第3話 「小岩井農場」の「あらすじ」(後半)

 【パート五】 【パート六】

 この二つのパートはタイトルだけで詩は存在しません。

 なお、前の「パート四」から次の「パート七」までのあいだに雨が降り出しています(「パート二」では雨は降らないと安心していたのに!)。

 主人公はもともと「くらかけ山」まで行く予定だったのを断念して引き返してきています。あとで汽車の時間を気にしているのはそのためです。

 そういう事情は詩のなかでは語られません。


 【パート七】

 雨の中で空を見上げる農夫を見かけ、主人公は汽車の時間(盛岡に戻る列車の時刻)を訪ねてみようとする。そこに働きに来ているらしい二人の女の子(主人公はその一人をMiss Robinと名づけます)もやって来る。

 主人公は中途半端な距離を縮めて農夫に話しかける。汽車の時間をきき、続いて燕麦えんばくの種をまいているのか、肥料を入れたのかなどと話しかけるのだが、農夫はずっと何かにおびえている感じだ。主人公は、農夫がおびえているのは、労働(働かなければならないこと)か、向こうで銃を構えて立っている男か、女の子たちなのかと考えながら、雨の中に現れた鳥が何という鳥なのかをきく。農夫は「ぶとしぎ」と答える(ちなみに賢治は童話「よだかの星」の主人公をいちどはこの「ぶとしぎ」に設定しようとした形跡があります)。

 雨のなか、ぶとしぎの声を聴きながら、主人公は落葉松らくようしょうの若芽に目を留める。

 ぶとしぎが鳴き声を立てるなか、農夫は向こうに行ってしまい、少女たちは眠る。そこに若い元気そうな農夫がやって来る。たき火をしているところに農夫も戻ってくる(この農夫が、歩き去った年老いた農夫なのか、若い農夫のほうなのか、はっきりとはわかりません)。主人公はから松の芽を集めて自分の童話を飾りたいと思う。寝ていた少女の一人も起き上がる。農夫が「うな いいおなごだもな」(「おまえ、いい女だな」)などと大声で言ったので、主人公は「このひとは案外に若い」と思う。
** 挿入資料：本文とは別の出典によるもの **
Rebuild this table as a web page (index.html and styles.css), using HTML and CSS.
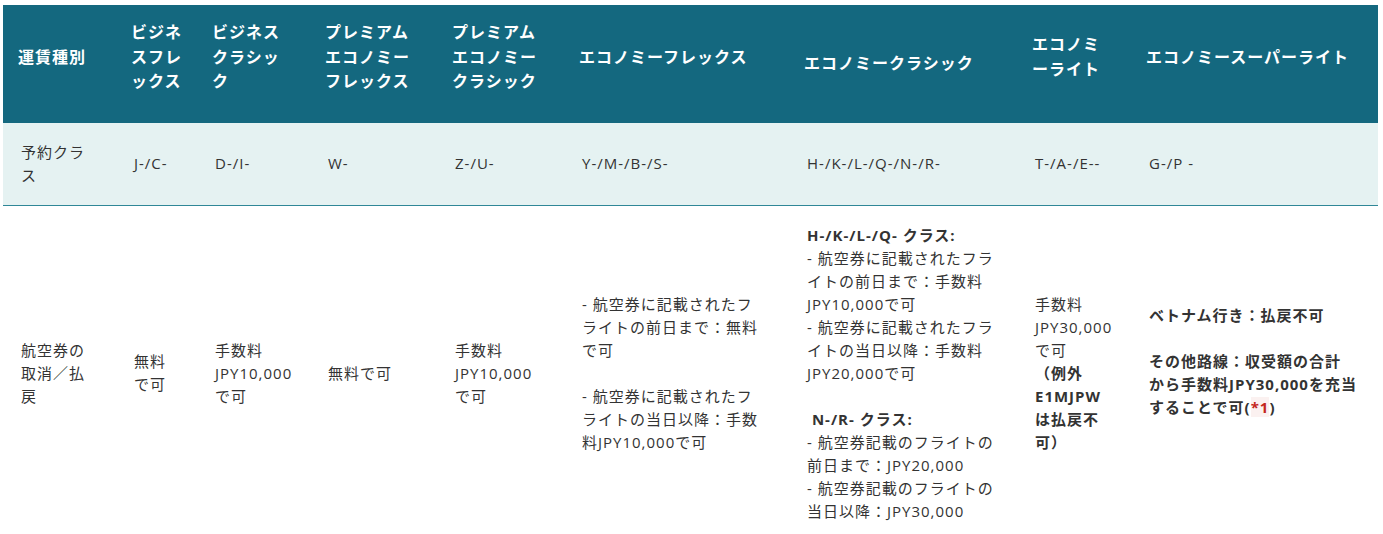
FILE: index.html
```html
<!DOCTYPE html>
<html lang="ja">
<head>
<meta charset="utf-8">
<title>運賃種別</title>
<link rel="stylesheet" href="styles.css">
</head>
<body>
<table class="fares">
  <colgroup>
    <col class="c1"><col class="c2"><col class="c3"><col class="c4"><col class="c5">
    <col class="c6"><col class="c7"><col class="c8"><col class="c9">
  </colgroup>
  <thead>
    <tr>
      <th>運賃種別</th>
      <th>ビジネ<br>スフレ<br>ックス</th>
      <th>ビジネス<br>クラシッ<br>ク</th>
      <th>プレミアム<br>エコノミー<br>フレックス</th>
      <th>プレミアム<br>エコノミー<br>クラシック</th>
      <th>エコノミーフレックス</th>
      <th class="shift">エコノミークラシック</th>
      <th>エコノミ<br>ーライト</th>
      <th>エコノミースーパーライト</th>
    </tr>
  </thead>
  <tbody>
    <tr class="classes">
      <td>予約クラ<br>ス</td>
      <td>J-/C-</td>
      <td>D-/I-</td>
      <td>W-</td>
      <td>Z-/U-</td>
      <td>Y-/M-/B-/S-</td>
      <td>H-/K-/L-/Q-/N-/R-</td>
      <td>T-/A-/E--</td>
      <td>G-/P -</td>
    </tr>
    <tr class="refund">
      <td>航空券の<br>取消／払<br>戻</td>
      <td>無料<br>で可</td>
      <td>手数料<br>JPY10,000<br>で可</td>
      <td>無料で可</td>
      <td>手数料<br>JPY10,000<br>で可</td>
      <td>- 航空券に記載されたフ<br>ライトの前日まで：無料<br>で可<br><br>- 航空券に記載されたフ<br>ライトの当日以降：手数<br>料JPY10,000で可</td>
      <td><b>H-/K-/L-/Q- クラス:</b><br>- 航空券に記載されたフラ<br>イトの前日まで：手数料<br>JPY10,000で可<br>- 航空券に記載されたフラ<br>イトの当日以降：手数料<br>JPY20,000で可<br><br><b>&nbsp;N-/R- クラス:</b><br>- 航空券記載のフライトの<br>前日まで：JPY20,000<br>- 航空券記載のフライトの<br>当日以降：JPY30,000</td>
      <td>手数料<br>JPY30,000<br>で可<br><b>（例外<br>E1MJPW<br>は払戻不<br>可）</b></td>
      <td class="notes">
        <p><b>ベトナム行き：払戻不可</b></p>
        <p><b>その他路線：収受額の合計<br>から手数料JPY30,000を充当<br>することで可(<span class="ref">*1</span>)</b></p>
      </td>
    </tr>
  </tbody>
</table>
</body>
</html>
```

FILE: styles.css
```css
html, body {
  background: #ffffff;
}

body {
  margin: 5px 0 0 3px;
  font-family: "Open Sans", "Noto Sans CJK JP", sans-serif;
  color: #333333;
}

.fares {
  width: 1375px;
  border-collapse: collapse;
  table-layout: fixed;
}

.c1 { width: 113px; }
.c2 { width: 81px; }
.c3 { width: 113px; }
.c4 { width: 127px; }
.c5 { width: 127px; }
.c6 { width: 225px; }
.c7 { width: 228px; }
.c8 { width: 114px; }
.c9 { width: 247px; }

.fares th {
  background: #14687f;
  color: #ffffff;
  font-size: 16px;
  font-weight: 700;
  letter-spacing: 1px;
  line-height: 24.5px;
  text-align: left;
  vertical-align: middle;
  padding: 15px 4px 29px 15px;
  white-space: nowrap;
}

.fares th.shift {
  padding-top: 27px;
}

.fares td {
  font-size: 15px;
  letter-spacing: 1px;
  line-height: 23px;
  text-align: left;
  vertical-align: middle;
  padding: 18px 4px 18px 18px;
  white-space: nowrap;
}

.fares td b {
  font-weight: 700;
}

.classes td {
  background: #e5f2f2;
  border-bottom: 1px solid #2f8797;
}

.refund td {
  background: #ffffff;
}

.notes p {
  margin: 0 0 23px 0;
}

.ref {
  color: #c4261d;
  background: #fbf1f0;
}
```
 主人公もたき火に当たらせてもらい、汽車の時間が三時四十分だということを教えてもらう。


 【パート八】 タイトルすら存在せず、完全に欠番です。


 【パート九】

 四本の桜の姿に、主人公は幻想へと入って行く。現世のほうが自分の感じる場所の外側だと感じられるようになる。

 その幻想のなかにユリアとペムペルという存在が現れ、「おおきなまっ白なすあし」で主人公とともに歩く。主人公の感覚はそこからなかば現世に戻り、農場のその場所が「聖なる地点」であると感じる。瓔珞ようらくをつけた子どもたちの姿がちらっとよみがえる。

 ユリアとペムペルのすあしは「赤い瑪瑙めのうとげでいっぱいの野はら」も平気で進んで行くのだろうと主人公は感じる(この場面は童話「ひかりの素足」に通じます)。

 この幻想を拒否して、主人公は考える。

 正しい願いに燃えて、自分も他人も万象もいっしょに「至上福祉」に到達しようとするのを「ある宗教情操じょうそう」とする。そこから「砕けまたは疲れ」て自分とたったひとつのたましいと完全・永久に行こうとする。これが恋愛である。恋愛の方向では得られない、恋愛の本質的な部分を「むりにもごまかし」獲得しようとする傾向が性慾である。

 その「宗教情操」から「性慾」までの移り変わりの過程にしたがって、目に見えるもの、目に見えないものを含めてさまざまな生物の種類がある。それは「可逆的にもまた正しく」(何を「可逆的」と言っているのかはわからないけれど、「性慾」から「恋愛」を経て「宗教情操」へという過程も成り立つ、ということ?)、それは主人公にとって「あんまり恐ろしいことだ」と感じられる。

 しかし同時に主人公はそれが「明確に物理学の法則にしたがう」変化だと理解し、そのなかに自分が「新しくまっすぐに」起つことを決意する。

 そこにこれまでのさまざまな風景が想起される。自分はさびしくない、と思ったすぐ後には、「またさびしくなるのはきまっている」と思う。そして、その「さびしさと悲傷とを焚いて」自分は「透明な軌道をすすむ」のだと言う。

 最後に雨にみずみずしい青さを増して見える落葉松を印象に残し、主人公が「かっきりみちをまがる」ところで詩は終わる(なお、賢治は、この詩の刊行後、最後の行を「かっきりみちは東へまがる」と、道自体が曲がるという詩句に直そうとしていました)。